The directions were issued while disposing of a petition for anticipatory bail in a divorce case. While hearing the case, the judge noted that the respondents in the case had been able to suppress material facts concerning the pendency of multiple anticipatory bail applications by frequently changing counsels. It was further noted there were elements of fraud at play with respect to certain advocates who represented the respondents.

Justice S Vaidyanathan, Madras High Court
Justice S Vaidyanathan, Madras High Court

In this context, the judge referred to the statement reported to have been made by the Chairman of the Bar Council India that over 33% of lawyers in Tamil Nadu are fake. The judge observed.

Undoubtedly, legal profession is deteriorating through persons, who are conducting Kangaroo Courts. To avoid malpractice, filing procedures shall be followed while executing the Vakalat in terms of Rule 8…

Advocate General Vijay Narayan also recommended that guidelines be framed by the Court with respect to filing of documents, before the petition is numbered.

Therefore, Justice Vaidyanathan has proceeded to direct that the following procedures be followed at the time of filing Vakalatnamas:

“(i) Bail/anticipatory bail application should be in the form of an affidavit/petition duly signed by the petitioner/petitioner’s counsel concerned in all pages; 

(ii)  If the anticipatory bail application is filed in petition format, the Advocate-on-record should sign in all the pages of the petition and if the anticipatory bail petition is filed in the affidavit format, the person who is attesting the affidavit shall sign in all the pages;

(iii) In either case, the name of the Advocate/Attesting Person should be written/affixed in capital letters, mentioning his place of qualification, enrolment Number and Cell Phone Number;

(iv) The photograph of the Advocates-on-record and that of the Advocate, who attests the Vakalat shall form part of the Vakalat and Registry shall scan the Vakalat so filed;

(v) The Advocate-on-record and the Advocate, who attested the Vakalat shall produce copies of the Enrolment Certificate, Bar Council Identity Card and the present residential or official address as proof.  The Vakalat shall contain address together with e-mail address and Cell number. This will reduce malpractice and eradicate fake Advocates.

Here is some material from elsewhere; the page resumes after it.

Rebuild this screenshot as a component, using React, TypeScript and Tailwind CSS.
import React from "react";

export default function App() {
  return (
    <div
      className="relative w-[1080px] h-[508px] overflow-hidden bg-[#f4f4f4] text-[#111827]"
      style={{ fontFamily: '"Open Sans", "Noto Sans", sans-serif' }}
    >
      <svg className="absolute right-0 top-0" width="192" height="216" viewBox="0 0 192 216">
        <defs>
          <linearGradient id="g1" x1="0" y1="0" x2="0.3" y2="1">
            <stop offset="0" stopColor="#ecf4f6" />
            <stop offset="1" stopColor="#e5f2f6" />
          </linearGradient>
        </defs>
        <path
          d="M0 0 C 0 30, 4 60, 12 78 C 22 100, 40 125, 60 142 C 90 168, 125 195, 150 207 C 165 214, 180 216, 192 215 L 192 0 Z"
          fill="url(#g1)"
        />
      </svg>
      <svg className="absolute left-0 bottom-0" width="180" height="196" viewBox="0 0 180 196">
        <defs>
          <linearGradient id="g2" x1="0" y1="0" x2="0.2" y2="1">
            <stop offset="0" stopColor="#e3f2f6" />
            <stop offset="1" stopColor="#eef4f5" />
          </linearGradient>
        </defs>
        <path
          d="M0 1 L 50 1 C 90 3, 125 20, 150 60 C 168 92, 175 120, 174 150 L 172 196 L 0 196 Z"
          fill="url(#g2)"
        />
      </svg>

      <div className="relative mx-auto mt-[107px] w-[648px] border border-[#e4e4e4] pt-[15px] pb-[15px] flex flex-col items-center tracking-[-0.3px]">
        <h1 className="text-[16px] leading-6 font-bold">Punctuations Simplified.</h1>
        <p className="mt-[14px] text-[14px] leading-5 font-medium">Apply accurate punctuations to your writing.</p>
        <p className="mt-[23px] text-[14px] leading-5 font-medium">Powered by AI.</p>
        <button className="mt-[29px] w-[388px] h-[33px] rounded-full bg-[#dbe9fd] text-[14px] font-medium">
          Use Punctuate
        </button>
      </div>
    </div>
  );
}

(vi) For getting change of Vakalat, the consent of the counsel-on-record is duly required.  Wherever the party is unable to get change of Vakalat, the new counsel should file Vakalat along with necessary documents, mentioned supra along with affidavit and petition of the party.  The Courts below can accept it as a petition for changing the counsel and pass appropriate orders, immediately to avoid further sufferings to the litigants in criminal matters.

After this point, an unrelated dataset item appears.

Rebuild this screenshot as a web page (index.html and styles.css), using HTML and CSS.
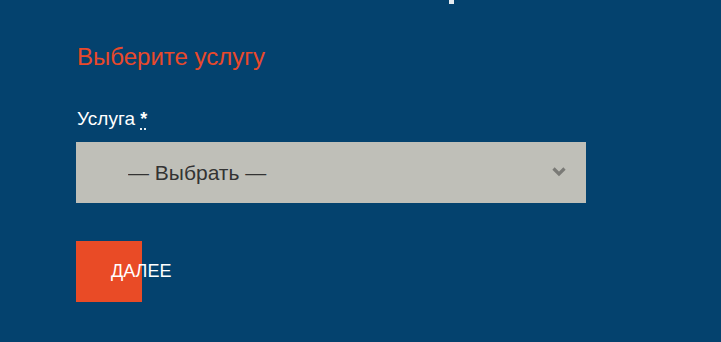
FILE: index.html
```html
<!DOCTYPE html>
<html lang="ru">
<head>
  <meta charset="UTF-8">
  <meta name="viewport" content="width=device-width, initial-scale=1">
  <title>Выберите услугу</title>
  <link rel="stylesheet" href="styles.css">
</head>
<body>

<div class="top-edge"></div>

<main class="booking">
  <h2 class="step-title">Выберите услугу</h2>

  <form class="step-form">
    <label class="field-label" for="service">Услуга <abbr title="обязательно">*</abbr></label>
    <div class="select-wrap">
      <select id="service" class="service-select">
        <option>— Выбрать —</option>
      </select>
      <svg class="chevron" width="14" height="10" viewBox="0 0 14 10">
        <path d="M1.5 1.5 L7 7 L12.5 1.5" fill="none" stroke="#7a7a76" stroke-width="3.2"/>
      </svg>
    </div>

    <button type="button" class="next-btn"><span>ДАЛЕЕ</span></button>
  </form>
</main>

</body>
</html>
```

FILE: styles.css
```css
* {
  margin: 0;
  padding: 0;
  box-sizing: border-box;
}

body {
  font-family: 'Liberation Sans', Arial, sans-serif;
  background-color: #04426e;
  color: #fff;
  height: 342px;
  overflow: hidden;
}

.top-edge {
  width: 5px;
  height: 4px;
  margin-left: 449px;
  background-color: #e6ebf0;
}

.booking {
  padding: 0 76px;
}

.step-title {
  color: #e9492b;
  font-size: 24px;
  font-weight: 400;
  margin-top: 38px;
  margin-left: 1px;
  line-height: 30px;
}

.field-label {
  display: block;
  margin-top: 36px;
  margin-left: 1px;
  font-size: 19px;
  line-height: 22px;
}

.field-label abbr {
  text-decoration: underline dotted;
  text-underline-offset: 4px;
  font-size: 18px;
  font-weight: 700;
}

.select-wrap {
  position: relative;
  width: 510px;
  margin-top: 12px;
}

.service-select {
  appearance: none;
  width: 100%;
  height: 61px;
  border: none;
  border-radius: 0;
  background-color: #bfbfb8;
  color: #333;
  font-family: inherit;
  font-size: 21px;
  padding-left: 52px;
}

.chevron {
  position: absolute;
  right: 20px;
  top: 25px;
}

.next-btn {
  display: block;
  width: 66px;
  height: 61px;
  margin-top: 38px;
  background-color: #e94b26;
  border: none;
  color: #fff;
  font-family: inherit;
  font-size: 18px;
  text-align: left;
  white-space: nowrap;
  overflow: visible;
  padding-left: 35px;
}
```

The Court has directed that the procedure laid down above is applicable to all the courts/tribunals situated in Tamil Nadu and would be effective from January 2, 2018.

Further, the Court has also held:

All Courts/Tribunals in Tamil Nadu shall have the power to demand the Identity Card/Enrolment Certificate/Address proof of an Advocate, if it has doubt and even direct them to produce photostat copies of the same and Courts can refer it to the respective Bar Council for verification and if required, for necessary action.

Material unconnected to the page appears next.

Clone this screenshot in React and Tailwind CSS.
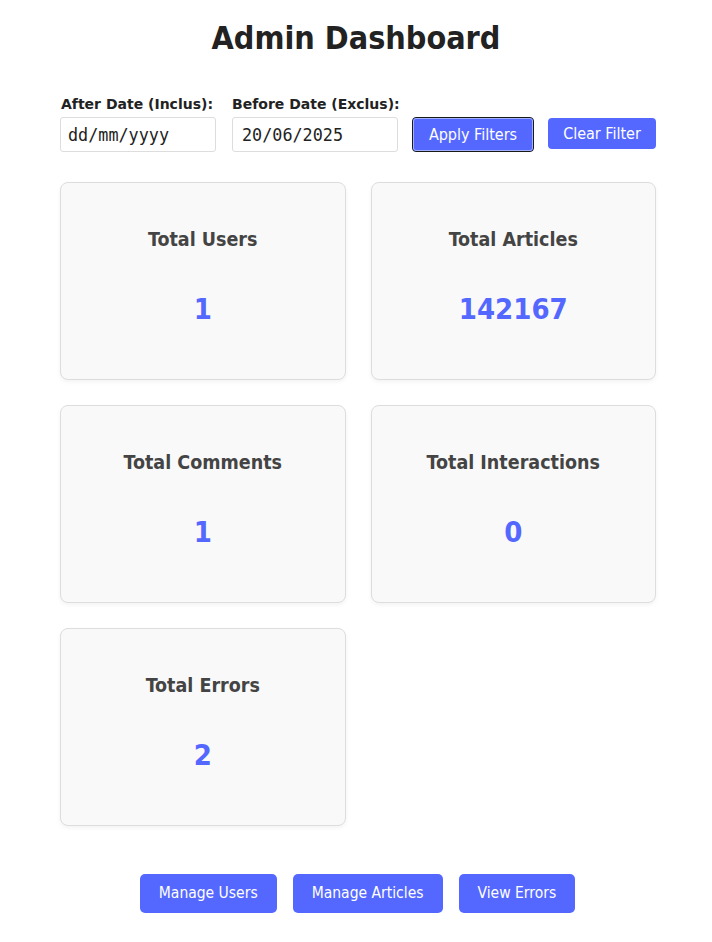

Justice Vaidyanathan noted that in light of standards laid down by the BCI, only those advocates who clear the AIBE can be allowed to practice. The BCI had passed a resolution to this effect in 2010.

In addition, the Court also suggested that appropriate amendments be made to the AIBE Rules, 2010 and if required, to the Advocates Act, 1961,

“…to allow enrolment and practise of newly enrolled Advocates only after passing of the Bar Council exams, i.e. enrolment shall take place only after clearing of Bar Council exams.”

Recently, related issues concerning the verification of lawyers to ensure the integrity and quality of advocates in the Madras Bar was also taken up by Justice N Kirubakaran of the High Court.

Following various orders passed by Justice Kirubakaran, the Tamil Nadu Bar Council is in the midst of weeding out fake lawyers as well as lawyers found to be practicing sans prescribed educational qualifications.